Tasigna more effective than Glivec, says Novartis

pharmafile | June 21, 2010 | News story | Research and Development, Sales and Marketing Glivec, Novartis, Tasigna, leukaemia 

Novartis has gained US approval for Tasigna to be used as a front line treatment for chronic myeloid leukaemia.

The FDA approval was based on a new head-to-head trial between Tasigna (nilotinib) and Novartis’s other CML treatment, Glivec (imatinib).

Glivec has been a landmark success not only for Novartis, but for the pharma industry as a whole, being one of the first and most clinically effective ‘targeted therapies’ for cancer. The drug is so effective in extending lives that most patients with Philadelphia chromosome-positive (Ph+) CML achieve a five-year survival, a feat rarely seen in cancer patients.

Glivec is the company’s second biggest earner (behind blood pressure treatment Diovan) earning $3.94 billion in 2009.

Glivec has until 2015 before its patent expires, but Novartis is nevertheless keen for Tasigna to succeed it as the treatment of choice. One reasons for this is that despite the effectiveness of Glivec, many patients start to develop resistance to the drug, while Tasigna remains effective.

Novartis is also looking to fend off competition from another drug in the therapy area, Bristol Myers Squibb’s Sprycel (dasatinib), which recently produced data showing its response rate was superior to Glivec.

Commenting on the new approval and phase III head-to-head data, Hervé Hoppenot, president of Novartis Oncology said: “With the faster and deeper responses we are seeing with Tasigna, newly diagnosed CML patients will have a new and more effective treatment option.”

Tasigna is a potent and selective inhibitor of the Bcr-Abl protein that causes production of cancer cells in Ph+ CML. It is also active against a broad spectrum of Bcr-Abl mutations associated with resistance to Glivec. First approved in 2007, until now Tasigna has only been licenced as a second line treatment.
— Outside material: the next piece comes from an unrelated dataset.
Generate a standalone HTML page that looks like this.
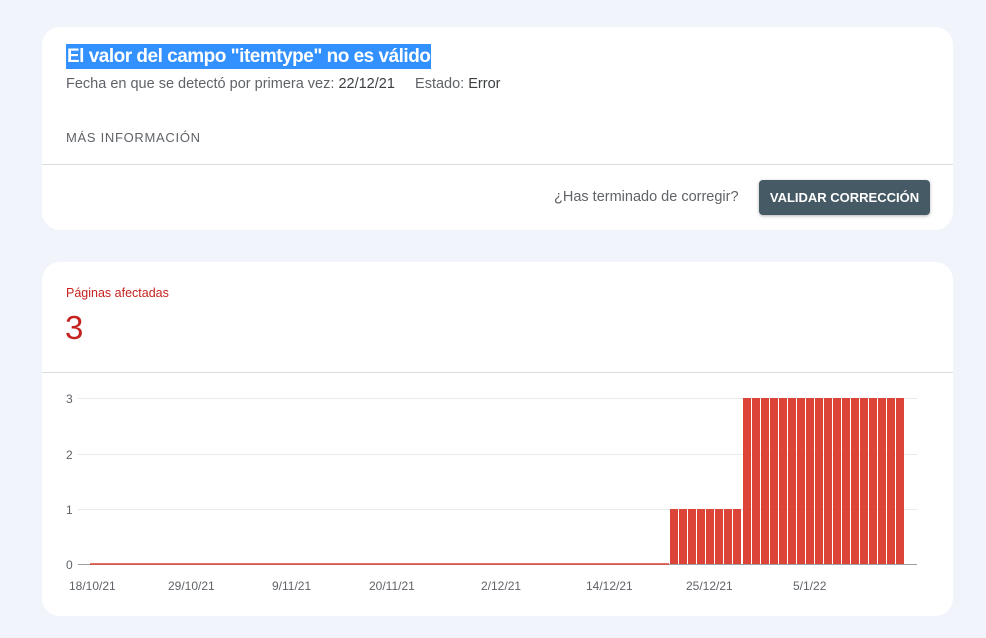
<!DOCTYPE html>
<html><head><meta charset="utf-8"><style>
body{margin:0;background:#f1f4fb;font-family:"Liberation Sans",Roboto,sans-serif;width:986px;height:638px;position:relative;overflow:hidden}
.card{position:absolute;left:42px;width:911px;background:#fff;border-radius:18px}
.t{position:absolute;white-space:nowrap}
</style></head><body>
<div class="card" style="top:27px;height:203px">
 <div class="t" style="left:24px;top:17px;background:#3390ff;color:#fff;font-size:19px;font-weight:bold;height:25px;line-height:25px;padding:0 1px;letter-spacing:-0.5px">El valor del campo "itemtype" no es válido</div>
 <div class="t" style="left:24px;top:49px;font-size:14.5px;color:#5f6368">Fecha en que se detectó por primera vez: <span style="color:#3c4043">22/12/21</span>&nbsp;&nbsp;&nbsp;&nbsp; Estado: <span style="color:#3c4043">Error</span></div>
 <div class="t" style="left:24px;top:103px;font-size:13px;color:#5f6368;letter-spacing:0.7px">MÁS INFORMACIÓN</div>
 <div style="position:absolute;left:0;right:0;top:137px;border-top:1px solid #dadce0"></div>
 <div class="t" style="left:512px;top:162px;font-size:14.5px;color:#5f6368">¿Has terminado de corregir?</div>
 <div class="t" style="left:717px;top:153px;width:171px;height:35px;background:#455a64;border-radius:4px;color:#fff;font-weight:bold;font-size:13px;line-height:35px;text-align:center;box-shadow:0 1px 3px rgba(0,0,0,.3);letter-spacing:0px">VALIDAR CORRECCIÓN</div>
</div>
<div class="card" style="top:262px;height:354px">
 <div class="t" style="left:24px;top:24px;font-size:12.5px;color:#c5221f">Páginas afectadas</div>
 <div class="t" style="left:23px;top:47px;font-size:33px;color:#c5221f">3</div>
 <div style="position:absolute;left:0;right:0;top:110px;border-top:1px solid #dadce0"></div>
</div>
<svg width="986" height="638" style="position:absolute;left:0;top:0" font-family="Liberation Sans, sans-serif" font-size="12" fill="#5f6368">
 <g stroke="#e8eaed" stroke-width="1">
  <line x1="78" y1="398.5" x2="917" y2="398.5"/><line x1="78" y1="454.5" x2="917" y2="454.5"/><line x1="78" y1="509.5" x2="917" y2="509.5"/>
 </g>
 <line x1="78" y1="564.5" x2="917" y2="564.5" stroke="#9aa0a6"/>
 <line x1="90" y1="564" x2="669" y2="564" stroke="#db4437" stroke-width="1.5"/>
 <text x="66" y="403">3</text><text x="66" y="459">2</text><text x="66" y="514">1</text><text x="66" y="569">0</text>
 <g fill="#db4437">
  <rect x="670" y="509" width="8" height="55"/><rect x="679" y="509" width="8" height="55"/><rect x="688" y="509" width="8" height="55"/><rect x="697" y="509" width="8" height="55"/><rect x="706" y="509" width="8" height="55"/><rect x="715" y="509" width="8" height="55"/><rect x="724" y="509" width="8" height="55"/><rect x="733" y="509" width="8" height="55"/>
  <rect x="743" y="398" width="8" height="166"/><rect x="752" y="398" width="8" height="166"/><rect x="761" y="398" width="8" height="166"/><rect x="770" y="398" width="8" height="166"/><rect x="779" y="398" width="8" height="166"/><rect x="788" y="398" width="8" height="166"/><rect x="797" y="398" width="8" height="166"/><rect x="806" y="398" width="8" height="166"/><rect x="815" y="398" width="8" height="166"/><rect x="824" y="398" width="8" height="166"/><rect x="833" y="398" width="8" height="166"/><rect x="842" y="398" width="8" height="166"/><rect x="851" y="398" width="8" height="166"/><rect x="860" y="398" width="8" height="166"/><rect x="869" y="398" width="8" height="166"/><rect x="878" y="398" width="8" height="166"/><rect x="887" y="398" width="8" height="166"/><rect x="896" y="398" width="8" height="166"/>
 </g>
 <text x="69" y="590">18/10/21</text><text x="168" y="590">29/10/21</text><text x="272" y="590">9/11/21</text><text x="369" y="590">20/11/21</text><text x="481" y="590">2/12/21</text><text x="586" y="590">14/12/21</text><text x="686" y="590">25/12/21</text><text x="793" y="590">5/1/22</text>
</svg>
</body></html>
The pivotal head-to-head trial showed Tasigna surpassed Glivec in key measures of treatment efficacy, as has been previously reported. Tasigna eliminated Bcr-Abl faster than Glivec, resulting in lower rates of cancer progression even as early as 12 months.

Deep reduction of Bcr-Abl, known as a ‘major molecular response’, is considered to be a critical therapeutic milestone linked to good long-term outcomes for patients with Ph+ CML. Tasigna produced higher rates of both major molecular response and complete cytogenetic response (elimination of the Philadelphia chromosome that is the hallmark of the cancer) compared with Glivec.